▶ _Stated exercise_
Count the lines in the data below where the string "this" occurs, please, and give the number alone.

▶ _Data supplied_
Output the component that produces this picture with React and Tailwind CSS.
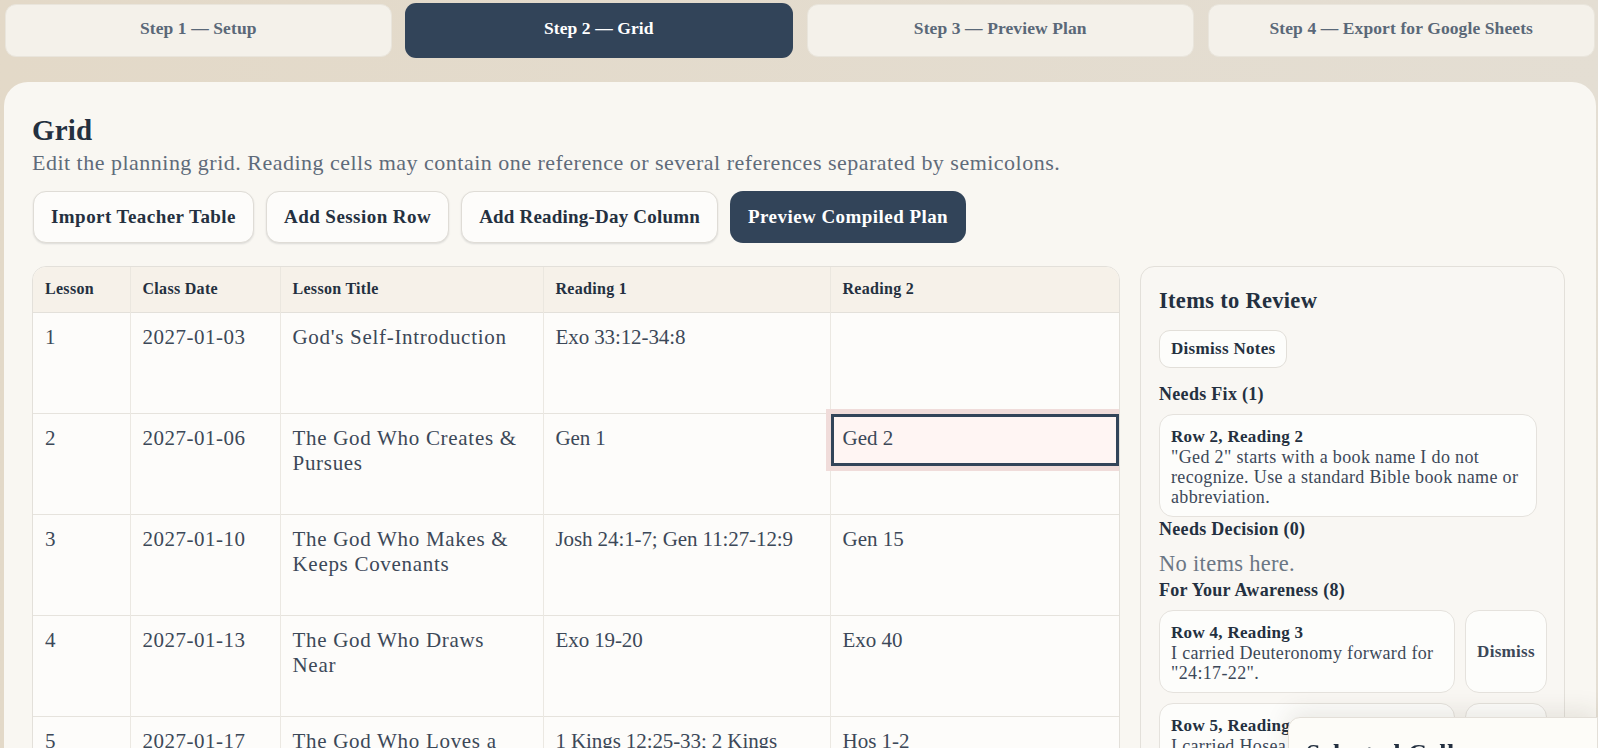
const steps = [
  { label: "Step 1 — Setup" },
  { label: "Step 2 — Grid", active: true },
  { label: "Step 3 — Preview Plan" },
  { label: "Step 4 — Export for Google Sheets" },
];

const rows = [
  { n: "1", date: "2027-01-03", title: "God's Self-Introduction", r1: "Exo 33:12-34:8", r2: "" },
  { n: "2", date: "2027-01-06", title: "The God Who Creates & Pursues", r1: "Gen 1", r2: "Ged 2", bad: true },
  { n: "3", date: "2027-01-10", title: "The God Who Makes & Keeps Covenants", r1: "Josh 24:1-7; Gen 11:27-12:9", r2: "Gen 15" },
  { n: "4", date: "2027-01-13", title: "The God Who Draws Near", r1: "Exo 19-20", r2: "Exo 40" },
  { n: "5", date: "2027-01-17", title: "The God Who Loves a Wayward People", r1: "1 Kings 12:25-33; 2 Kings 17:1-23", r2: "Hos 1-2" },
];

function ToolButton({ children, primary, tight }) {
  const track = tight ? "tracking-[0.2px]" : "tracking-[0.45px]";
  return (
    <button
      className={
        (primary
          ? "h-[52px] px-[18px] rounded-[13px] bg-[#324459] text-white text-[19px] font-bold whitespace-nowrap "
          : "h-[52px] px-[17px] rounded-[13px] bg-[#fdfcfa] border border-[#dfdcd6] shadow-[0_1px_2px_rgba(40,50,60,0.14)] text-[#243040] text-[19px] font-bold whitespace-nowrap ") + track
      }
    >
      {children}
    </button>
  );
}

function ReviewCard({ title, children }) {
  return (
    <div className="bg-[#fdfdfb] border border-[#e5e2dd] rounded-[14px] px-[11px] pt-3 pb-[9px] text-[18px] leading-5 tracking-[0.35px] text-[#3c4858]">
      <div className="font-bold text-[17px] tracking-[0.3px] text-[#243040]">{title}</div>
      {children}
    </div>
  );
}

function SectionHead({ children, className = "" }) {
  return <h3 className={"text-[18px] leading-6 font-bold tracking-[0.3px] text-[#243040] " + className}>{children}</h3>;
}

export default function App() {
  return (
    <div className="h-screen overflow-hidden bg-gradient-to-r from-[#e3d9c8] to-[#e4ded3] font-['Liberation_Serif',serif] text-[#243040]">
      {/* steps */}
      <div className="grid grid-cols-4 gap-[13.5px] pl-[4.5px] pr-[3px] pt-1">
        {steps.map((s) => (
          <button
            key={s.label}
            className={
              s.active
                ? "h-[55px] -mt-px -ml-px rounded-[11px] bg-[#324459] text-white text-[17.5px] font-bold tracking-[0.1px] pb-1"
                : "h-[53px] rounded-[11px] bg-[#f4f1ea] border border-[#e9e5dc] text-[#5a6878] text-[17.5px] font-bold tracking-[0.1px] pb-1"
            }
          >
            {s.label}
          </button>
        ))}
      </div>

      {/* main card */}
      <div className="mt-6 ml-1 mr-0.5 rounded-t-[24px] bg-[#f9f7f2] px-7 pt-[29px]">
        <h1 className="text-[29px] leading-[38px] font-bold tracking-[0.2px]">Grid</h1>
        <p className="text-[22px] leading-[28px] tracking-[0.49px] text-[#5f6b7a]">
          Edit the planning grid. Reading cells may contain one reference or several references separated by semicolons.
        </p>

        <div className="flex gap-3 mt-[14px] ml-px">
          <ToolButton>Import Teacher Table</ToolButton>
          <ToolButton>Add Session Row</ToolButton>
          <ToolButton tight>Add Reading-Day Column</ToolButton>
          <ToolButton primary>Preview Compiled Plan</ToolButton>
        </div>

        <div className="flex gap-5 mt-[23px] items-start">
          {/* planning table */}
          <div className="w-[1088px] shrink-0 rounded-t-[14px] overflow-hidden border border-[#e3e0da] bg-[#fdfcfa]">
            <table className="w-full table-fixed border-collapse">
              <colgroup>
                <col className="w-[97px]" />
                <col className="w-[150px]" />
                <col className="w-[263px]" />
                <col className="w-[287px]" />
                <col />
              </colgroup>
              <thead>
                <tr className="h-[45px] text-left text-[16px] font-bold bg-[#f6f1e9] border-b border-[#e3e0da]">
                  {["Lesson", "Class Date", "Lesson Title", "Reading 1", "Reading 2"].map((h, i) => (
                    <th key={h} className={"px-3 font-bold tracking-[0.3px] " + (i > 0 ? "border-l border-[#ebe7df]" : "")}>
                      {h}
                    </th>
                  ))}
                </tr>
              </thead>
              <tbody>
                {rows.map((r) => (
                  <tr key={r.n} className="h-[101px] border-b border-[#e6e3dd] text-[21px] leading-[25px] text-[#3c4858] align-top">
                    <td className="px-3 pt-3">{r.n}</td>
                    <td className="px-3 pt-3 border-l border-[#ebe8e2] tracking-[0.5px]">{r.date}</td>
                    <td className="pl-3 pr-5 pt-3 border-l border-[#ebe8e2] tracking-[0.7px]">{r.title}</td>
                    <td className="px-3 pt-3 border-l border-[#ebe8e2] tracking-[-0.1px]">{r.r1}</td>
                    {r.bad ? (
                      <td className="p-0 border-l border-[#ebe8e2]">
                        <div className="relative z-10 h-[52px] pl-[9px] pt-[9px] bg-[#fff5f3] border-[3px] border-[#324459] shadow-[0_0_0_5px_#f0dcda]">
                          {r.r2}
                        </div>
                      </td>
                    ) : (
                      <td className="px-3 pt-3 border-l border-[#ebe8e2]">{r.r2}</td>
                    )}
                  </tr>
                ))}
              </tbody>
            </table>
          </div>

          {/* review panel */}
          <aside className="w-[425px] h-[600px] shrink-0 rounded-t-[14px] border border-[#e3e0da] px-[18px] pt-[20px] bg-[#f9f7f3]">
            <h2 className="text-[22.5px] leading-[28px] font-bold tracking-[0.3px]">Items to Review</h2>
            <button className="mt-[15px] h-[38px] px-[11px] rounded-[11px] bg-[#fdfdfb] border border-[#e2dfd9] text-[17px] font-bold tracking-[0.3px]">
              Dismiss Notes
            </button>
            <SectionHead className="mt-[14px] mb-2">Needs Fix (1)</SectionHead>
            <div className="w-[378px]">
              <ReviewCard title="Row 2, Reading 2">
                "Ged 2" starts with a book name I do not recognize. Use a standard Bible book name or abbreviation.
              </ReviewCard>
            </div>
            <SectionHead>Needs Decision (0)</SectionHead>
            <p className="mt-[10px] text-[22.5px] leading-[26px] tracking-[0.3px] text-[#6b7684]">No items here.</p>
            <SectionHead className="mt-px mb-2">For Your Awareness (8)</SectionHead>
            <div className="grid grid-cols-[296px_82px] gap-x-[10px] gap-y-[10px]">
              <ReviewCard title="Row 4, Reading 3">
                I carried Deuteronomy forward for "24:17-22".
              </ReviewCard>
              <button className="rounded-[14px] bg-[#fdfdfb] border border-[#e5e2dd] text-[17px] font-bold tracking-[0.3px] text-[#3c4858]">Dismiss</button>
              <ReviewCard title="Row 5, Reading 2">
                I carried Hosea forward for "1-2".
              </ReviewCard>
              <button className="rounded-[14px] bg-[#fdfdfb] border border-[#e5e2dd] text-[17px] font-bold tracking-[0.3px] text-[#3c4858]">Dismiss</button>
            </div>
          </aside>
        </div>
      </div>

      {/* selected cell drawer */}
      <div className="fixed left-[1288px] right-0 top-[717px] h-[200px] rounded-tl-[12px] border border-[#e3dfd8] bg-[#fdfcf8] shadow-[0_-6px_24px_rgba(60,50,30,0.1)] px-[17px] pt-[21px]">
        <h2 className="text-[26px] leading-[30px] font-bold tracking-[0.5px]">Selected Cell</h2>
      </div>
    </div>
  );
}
* * *
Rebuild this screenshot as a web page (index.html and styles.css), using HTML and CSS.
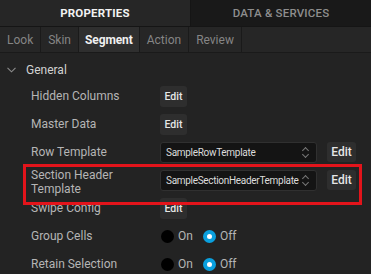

▶ _Completed task_
2